_Objective_. Starting at the line with "Clone this screenshot" and stopping at the line with "const COLS = 9;", repeat each line exactly. Include both and omit the rest.

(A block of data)
※ ※ ※

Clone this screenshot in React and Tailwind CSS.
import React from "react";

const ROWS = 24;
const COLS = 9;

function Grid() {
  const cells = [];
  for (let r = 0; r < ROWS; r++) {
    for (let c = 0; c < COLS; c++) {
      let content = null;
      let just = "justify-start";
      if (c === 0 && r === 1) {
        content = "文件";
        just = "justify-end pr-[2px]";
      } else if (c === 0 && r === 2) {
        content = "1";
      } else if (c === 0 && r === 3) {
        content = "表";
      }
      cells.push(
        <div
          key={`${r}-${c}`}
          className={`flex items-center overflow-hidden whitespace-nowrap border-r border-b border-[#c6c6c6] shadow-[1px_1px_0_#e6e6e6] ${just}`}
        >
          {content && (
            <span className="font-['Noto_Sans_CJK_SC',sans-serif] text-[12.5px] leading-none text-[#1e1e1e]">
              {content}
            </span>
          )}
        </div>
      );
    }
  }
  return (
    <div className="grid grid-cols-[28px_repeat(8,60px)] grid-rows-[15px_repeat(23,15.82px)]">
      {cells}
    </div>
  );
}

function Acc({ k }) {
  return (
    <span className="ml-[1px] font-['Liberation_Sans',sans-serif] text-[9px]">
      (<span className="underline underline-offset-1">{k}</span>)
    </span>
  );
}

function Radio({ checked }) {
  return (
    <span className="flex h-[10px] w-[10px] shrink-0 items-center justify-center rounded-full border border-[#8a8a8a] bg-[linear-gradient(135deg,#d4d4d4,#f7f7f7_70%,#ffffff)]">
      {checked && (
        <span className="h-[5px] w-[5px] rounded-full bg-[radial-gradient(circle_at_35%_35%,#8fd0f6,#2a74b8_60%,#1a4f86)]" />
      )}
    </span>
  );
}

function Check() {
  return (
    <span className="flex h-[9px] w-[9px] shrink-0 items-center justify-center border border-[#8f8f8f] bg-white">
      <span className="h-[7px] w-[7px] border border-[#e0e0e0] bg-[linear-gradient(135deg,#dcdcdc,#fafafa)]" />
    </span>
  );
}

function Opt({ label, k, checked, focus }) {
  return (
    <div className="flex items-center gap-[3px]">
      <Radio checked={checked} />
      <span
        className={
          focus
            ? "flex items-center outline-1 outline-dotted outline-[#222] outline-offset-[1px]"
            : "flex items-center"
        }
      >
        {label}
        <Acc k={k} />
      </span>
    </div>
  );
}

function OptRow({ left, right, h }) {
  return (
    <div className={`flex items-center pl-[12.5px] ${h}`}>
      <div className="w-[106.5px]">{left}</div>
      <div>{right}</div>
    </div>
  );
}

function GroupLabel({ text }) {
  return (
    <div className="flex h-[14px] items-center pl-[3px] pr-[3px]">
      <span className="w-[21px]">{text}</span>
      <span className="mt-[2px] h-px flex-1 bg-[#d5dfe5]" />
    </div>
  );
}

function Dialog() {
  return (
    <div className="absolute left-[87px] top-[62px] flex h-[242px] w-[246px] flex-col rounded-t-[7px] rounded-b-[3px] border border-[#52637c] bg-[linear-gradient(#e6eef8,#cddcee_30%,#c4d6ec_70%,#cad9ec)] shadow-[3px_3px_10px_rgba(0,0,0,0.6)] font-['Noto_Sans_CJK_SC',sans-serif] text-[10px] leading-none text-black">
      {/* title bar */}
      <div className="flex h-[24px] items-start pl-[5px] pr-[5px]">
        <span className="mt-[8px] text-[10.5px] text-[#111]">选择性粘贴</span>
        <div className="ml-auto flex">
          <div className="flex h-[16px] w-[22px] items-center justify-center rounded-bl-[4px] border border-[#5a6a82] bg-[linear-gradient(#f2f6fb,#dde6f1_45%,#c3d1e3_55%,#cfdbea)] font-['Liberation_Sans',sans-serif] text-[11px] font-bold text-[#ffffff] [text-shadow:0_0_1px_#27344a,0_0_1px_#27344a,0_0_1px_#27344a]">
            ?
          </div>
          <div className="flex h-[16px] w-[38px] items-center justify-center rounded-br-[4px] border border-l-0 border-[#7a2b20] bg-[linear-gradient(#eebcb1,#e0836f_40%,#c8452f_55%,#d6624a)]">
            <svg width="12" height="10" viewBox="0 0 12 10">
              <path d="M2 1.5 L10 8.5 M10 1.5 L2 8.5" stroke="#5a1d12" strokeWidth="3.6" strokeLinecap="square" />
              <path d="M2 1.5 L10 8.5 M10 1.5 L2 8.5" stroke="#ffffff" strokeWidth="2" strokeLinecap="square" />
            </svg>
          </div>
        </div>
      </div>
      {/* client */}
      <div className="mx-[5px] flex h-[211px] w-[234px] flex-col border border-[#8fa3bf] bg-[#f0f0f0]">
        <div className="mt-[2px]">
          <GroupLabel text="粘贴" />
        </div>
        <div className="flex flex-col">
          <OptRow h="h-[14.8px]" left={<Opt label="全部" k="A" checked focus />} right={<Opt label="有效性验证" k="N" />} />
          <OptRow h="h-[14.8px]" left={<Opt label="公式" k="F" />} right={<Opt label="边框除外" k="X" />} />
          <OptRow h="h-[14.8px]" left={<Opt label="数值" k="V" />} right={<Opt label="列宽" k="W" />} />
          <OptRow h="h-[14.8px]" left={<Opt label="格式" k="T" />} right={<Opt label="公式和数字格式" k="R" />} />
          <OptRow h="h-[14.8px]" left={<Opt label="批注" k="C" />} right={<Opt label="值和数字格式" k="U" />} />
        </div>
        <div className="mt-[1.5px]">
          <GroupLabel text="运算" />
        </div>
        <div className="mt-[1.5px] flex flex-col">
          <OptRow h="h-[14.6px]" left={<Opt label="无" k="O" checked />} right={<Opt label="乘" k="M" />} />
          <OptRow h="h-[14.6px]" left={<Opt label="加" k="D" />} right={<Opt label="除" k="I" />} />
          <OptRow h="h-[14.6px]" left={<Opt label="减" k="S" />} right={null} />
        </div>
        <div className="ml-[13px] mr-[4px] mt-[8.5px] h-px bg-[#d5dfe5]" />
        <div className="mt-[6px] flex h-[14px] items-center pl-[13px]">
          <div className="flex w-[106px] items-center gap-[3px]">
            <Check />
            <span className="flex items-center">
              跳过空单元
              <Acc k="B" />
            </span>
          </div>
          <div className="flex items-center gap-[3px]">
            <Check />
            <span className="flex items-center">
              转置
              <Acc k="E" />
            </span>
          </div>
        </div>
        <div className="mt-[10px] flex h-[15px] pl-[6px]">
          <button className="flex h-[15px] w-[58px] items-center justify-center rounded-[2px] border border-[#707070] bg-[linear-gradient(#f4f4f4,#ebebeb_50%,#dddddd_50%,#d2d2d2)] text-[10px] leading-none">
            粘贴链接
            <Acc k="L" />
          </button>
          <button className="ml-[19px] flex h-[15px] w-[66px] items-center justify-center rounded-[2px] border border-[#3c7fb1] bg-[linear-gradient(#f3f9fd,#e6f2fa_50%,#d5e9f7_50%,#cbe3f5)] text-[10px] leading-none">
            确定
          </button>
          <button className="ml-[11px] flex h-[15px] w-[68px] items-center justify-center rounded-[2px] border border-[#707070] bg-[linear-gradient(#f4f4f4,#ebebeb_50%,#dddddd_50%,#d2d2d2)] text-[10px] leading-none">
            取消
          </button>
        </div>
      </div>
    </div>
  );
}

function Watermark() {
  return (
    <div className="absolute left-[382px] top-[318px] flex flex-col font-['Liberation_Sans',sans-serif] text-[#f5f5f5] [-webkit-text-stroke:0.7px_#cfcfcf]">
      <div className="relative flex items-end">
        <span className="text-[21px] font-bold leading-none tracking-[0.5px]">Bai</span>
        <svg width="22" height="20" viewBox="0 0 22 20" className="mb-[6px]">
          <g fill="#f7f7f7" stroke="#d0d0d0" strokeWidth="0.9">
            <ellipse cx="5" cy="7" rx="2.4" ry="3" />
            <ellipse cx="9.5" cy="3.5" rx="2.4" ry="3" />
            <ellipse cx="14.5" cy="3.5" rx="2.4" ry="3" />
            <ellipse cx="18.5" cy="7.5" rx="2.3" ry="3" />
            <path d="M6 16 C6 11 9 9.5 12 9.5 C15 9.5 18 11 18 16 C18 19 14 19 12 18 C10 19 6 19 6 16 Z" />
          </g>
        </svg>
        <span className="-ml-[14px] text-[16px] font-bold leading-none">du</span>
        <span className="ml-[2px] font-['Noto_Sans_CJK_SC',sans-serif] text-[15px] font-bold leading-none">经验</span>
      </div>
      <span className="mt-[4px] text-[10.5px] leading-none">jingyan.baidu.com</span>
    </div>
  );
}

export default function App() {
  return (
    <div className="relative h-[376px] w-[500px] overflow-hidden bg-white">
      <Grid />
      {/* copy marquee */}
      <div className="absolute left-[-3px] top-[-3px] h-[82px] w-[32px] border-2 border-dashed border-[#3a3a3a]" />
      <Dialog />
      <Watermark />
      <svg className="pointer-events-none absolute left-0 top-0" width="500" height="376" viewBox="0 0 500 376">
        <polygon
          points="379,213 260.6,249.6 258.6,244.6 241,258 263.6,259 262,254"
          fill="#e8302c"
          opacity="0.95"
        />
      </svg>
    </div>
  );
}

※ ※ ※

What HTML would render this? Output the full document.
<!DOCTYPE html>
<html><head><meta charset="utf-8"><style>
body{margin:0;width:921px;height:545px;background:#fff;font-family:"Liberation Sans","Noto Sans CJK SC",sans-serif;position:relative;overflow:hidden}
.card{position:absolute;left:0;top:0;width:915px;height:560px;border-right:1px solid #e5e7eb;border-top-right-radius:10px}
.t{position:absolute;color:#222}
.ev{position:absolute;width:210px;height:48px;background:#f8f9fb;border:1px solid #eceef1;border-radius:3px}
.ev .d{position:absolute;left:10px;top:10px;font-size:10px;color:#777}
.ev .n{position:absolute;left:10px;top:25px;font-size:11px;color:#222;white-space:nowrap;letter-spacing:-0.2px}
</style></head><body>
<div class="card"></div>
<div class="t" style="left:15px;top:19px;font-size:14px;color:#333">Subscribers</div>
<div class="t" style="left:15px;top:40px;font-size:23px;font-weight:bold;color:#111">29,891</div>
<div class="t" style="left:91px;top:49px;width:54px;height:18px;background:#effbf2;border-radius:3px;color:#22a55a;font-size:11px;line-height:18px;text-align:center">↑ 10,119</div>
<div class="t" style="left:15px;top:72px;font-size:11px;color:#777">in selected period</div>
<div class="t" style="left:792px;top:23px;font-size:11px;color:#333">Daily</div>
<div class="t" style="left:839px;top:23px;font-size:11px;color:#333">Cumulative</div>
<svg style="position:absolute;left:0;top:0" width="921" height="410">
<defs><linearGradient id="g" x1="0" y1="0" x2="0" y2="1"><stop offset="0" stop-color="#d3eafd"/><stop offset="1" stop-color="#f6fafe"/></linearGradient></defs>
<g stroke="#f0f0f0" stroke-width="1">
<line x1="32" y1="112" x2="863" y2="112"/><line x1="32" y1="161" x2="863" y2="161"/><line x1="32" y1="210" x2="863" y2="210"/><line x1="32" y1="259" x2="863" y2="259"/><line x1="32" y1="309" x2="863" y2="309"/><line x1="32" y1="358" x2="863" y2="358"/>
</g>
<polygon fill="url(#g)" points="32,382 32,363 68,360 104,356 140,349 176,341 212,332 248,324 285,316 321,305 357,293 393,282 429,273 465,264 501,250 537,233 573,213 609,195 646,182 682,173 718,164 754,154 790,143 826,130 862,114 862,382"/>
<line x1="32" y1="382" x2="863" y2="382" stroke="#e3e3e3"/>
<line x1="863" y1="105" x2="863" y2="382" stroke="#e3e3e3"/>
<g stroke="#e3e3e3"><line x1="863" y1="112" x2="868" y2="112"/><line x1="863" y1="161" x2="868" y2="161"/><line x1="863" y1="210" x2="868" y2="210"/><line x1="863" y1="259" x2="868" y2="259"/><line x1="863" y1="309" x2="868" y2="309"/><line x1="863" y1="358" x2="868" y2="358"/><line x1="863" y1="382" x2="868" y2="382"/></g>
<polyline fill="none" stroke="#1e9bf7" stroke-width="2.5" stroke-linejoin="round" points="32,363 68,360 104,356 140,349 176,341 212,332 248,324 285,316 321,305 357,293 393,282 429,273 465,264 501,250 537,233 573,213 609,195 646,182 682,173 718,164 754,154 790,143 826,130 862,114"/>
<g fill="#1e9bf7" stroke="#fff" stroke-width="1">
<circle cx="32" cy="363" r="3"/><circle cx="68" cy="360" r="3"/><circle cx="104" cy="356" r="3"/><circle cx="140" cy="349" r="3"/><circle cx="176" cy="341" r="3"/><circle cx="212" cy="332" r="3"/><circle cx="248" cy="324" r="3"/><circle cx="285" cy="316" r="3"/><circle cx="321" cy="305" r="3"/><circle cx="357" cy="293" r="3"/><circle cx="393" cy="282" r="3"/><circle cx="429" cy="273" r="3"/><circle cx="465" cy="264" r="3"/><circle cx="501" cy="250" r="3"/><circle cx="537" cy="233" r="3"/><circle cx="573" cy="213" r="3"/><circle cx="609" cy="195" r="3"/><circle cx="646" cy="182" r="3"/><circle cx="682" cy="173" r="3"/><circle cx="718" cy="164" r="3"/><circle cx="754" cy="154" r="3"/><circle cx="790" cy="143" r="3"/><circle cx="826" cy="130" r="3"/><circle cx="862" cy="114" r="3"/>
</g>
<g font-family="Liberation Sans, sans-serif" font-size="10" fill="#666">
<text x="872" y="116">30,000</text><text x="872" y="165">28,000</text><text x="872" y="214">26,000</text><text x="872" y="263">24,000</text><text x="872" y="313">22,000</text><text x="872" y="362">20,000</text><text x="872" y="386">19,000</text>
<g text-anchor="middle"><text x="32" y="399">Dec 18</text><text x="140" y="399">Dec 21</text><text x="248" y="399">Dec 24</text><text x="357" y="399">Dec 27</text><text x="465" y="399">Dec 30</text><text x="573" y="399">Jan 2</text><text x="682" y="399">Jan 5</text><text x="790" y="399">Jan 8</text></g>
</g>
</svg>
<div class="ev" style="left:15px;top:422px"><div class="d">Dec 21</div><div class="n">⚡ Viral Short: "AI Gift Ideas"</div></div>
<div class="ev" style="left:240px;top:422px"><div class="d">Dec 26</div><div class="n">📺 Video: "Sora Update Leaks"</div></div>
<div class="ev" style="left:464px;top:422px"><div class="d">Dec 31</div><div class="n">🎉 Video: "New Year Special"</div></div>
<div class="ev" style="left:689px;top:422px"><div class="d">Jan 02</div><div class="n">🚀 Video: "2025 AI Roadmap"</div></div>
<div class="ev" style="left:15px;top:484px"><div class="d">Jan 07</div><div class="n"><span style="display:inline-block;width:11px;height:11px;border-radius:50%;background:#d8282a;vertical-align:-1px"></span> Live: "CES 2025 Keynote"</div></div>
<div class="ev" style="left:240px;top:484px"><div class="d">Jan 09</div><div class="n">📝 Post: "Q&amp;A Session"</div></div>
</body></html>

※ ※ ※

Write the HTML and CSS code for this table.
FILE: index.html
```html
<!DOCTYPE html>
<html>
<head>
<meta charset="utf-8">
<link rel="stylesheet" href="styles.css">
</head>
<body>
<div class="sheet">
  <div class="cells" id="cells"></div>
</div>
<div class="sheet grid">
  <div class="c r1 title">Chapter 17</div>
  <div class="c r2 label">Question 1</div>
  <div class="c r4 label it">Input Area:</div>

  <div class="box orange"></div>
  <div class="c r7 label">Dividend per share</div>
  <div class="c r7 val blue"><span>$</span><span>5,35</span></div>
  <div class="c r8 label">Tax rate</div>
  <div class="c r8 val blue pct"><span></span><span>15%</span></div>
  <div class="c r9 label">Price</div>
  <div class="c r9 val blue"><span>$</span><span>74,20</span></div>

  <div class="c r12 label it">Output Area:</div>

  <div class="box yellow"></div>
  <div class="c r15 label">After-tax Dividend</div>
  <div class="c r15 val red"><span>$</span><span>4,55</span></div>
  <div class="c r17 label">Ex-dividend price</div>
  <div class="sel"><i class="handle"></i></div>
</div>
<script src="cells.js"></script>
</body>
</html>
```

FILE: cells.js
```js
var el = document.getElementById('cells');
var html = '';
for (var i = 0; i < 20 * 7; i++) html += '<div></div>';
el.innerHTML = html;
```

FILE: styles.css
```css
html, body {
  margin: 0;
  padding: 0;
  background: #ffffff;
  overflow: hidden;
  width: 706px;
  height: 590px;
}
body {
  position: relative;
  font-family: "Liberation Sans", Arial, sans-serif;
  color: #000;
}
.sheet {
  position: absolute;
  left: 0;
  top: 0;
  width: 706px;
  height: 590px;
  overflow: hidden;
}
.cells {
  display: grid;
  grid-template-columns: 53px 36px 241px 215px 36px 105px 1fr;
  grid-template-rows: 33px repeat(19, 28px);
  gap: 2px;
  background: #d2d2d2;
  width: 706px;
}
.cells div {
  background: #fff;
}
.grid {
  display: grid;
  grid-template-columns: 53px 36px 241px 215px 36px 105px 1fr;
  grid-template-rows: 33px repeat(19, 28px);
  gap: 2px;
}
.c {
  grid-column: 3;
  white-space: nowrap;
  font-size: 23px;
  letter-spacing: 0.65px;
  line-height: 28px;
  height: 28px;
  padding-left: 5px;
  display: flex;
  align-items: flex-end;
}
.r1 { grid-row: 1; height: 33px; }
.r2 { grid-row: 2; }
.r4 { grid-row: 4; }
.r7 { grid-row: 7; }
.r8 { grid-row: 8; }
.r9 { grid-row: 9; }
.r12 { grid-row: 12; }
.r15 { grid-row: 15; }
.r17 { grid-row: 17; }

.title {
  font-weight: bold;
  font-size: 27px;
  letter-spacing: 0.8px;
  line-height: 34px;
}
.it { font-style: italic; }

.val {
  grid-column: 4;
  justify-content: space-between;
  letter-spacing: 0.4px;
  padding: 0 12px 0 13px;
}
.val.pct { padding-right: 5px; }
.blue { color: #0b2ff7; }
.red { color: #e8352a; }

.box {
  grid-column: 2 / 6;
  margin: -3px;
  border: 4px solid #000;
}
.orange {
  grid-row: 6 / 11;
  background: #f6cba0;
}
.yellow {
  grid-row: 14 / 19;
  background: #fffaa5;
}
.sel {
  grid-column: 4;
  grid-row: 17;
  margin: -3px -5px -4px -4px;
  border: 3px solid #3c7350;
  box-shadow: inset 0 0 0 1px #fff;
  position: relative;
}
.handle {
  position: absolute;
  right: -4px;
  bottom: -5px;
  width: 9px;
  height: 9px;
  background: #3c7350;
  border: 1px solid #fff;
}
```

※ ※ ※

_Reply_.
Clone this screenshot in React and Tailwind CSS.
import React from "react";

const ROWS = 24;
const COLS = 9;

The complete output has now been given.